Right-size memory allocation with AWS Lambda Power Tuning
Initialize SDK clients and connections outside handler
Implement multi-layer caching (memory, Redis, DAX)
Use provisioned concurrency for latency-critical functions
Optimize database queries (single-table design, RDS Proxy)
Reduce logging verbosity and implement sampling

Architecture

Move long-running tasks to async processing (SNS, SQS)
Use Step Functions for complex workflows
Implement API Gateway caching for read-heavy endpoints
Consider ECS Fargate for sustained workloads over 15 minutes
Use CloudFront CDN for static assets and API responses

Real-World Optimization Results

Optimization	Cost Reduction	Latency Improvement	Effort
Memory optimization	40-60%	20-40%	Low (2 hours)
Code initialization refactor	15-25%	60-80%	Medium (1 day)
Redis caching layer	30-50%	70-90%	Medium (2 days)
Async processing pattern	20-35%	75-85%	High (3-5 days)
Database query optimization	25-40%	50-70%	High (1-2 weeks)
Log sampling & retention	60-90%	N/A	Low (4 hours)

When NOT to Use Lambda

Lambda isn't always the best choice.

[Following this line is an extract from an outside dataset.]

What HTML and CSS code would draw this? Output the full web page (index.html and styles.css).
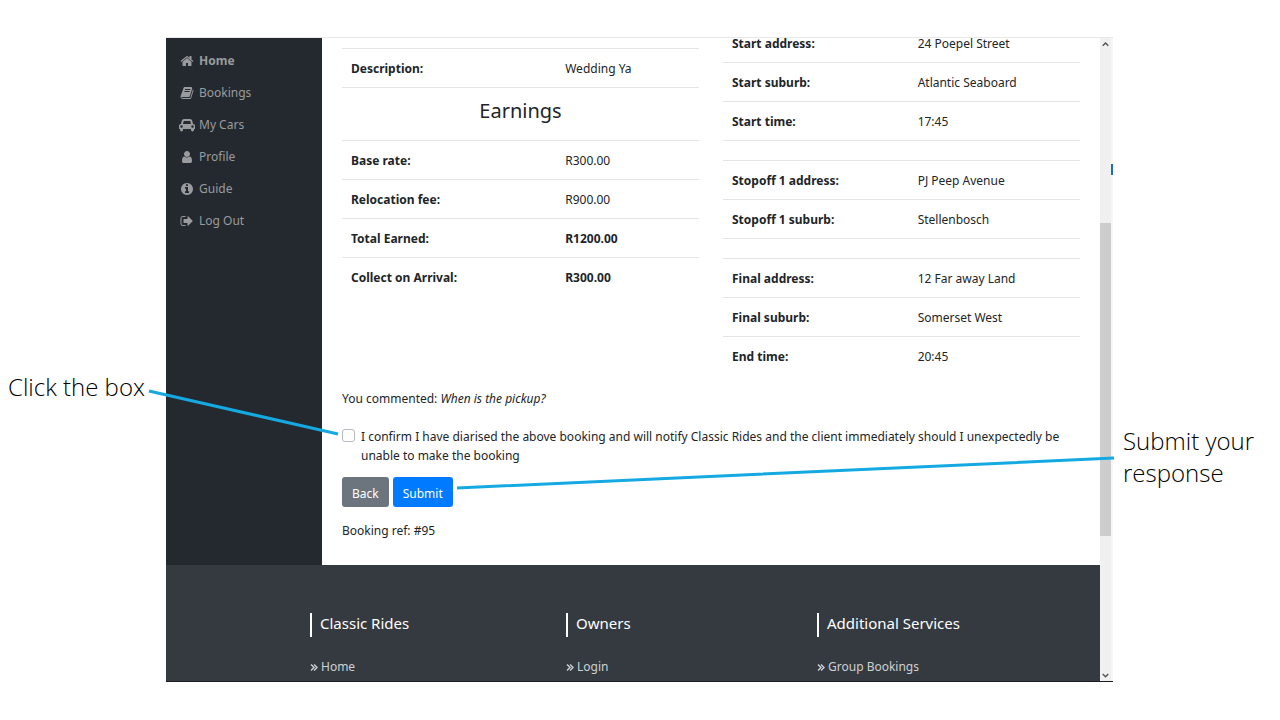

Consider alternatives when:

Sustained workloads: Functions running >15 minutes or 24/7 (use ECS/Fargate)
Large memory requirements: Need >10GB RAM (use EC2)
Stateful applications: Require persistent connections (use WebSocket on EC2/ECS)
Extreme latency sensitivity: Sub-10ms requirements (use EC2 with keep-alive)
GPU workloads: Machine learning inference (use SageMaker or EC2 with GPU)

Conclusion

AWS Lambda enables massive scale and simplicity, but optimization is essential to control costs and deliver good performance. By right-sizing memory, eliminating cold starts, implementing strategic caching, and moving to async patterns, you can achieve significant cost reductions while improving response times.

Start with the low-hanging fruit: memory optimization and code initialization. These changes require minimal effort but deliver immediate, measurable results. Then layer in caching, async processing, and database optimization for compounding benefits.

The serverless promise of "pay only for what you use" becomes reality when you optimize what you're actually using. Measure everything, test rigorously, and iterate continuously. Your AWS bill and your users will thank you.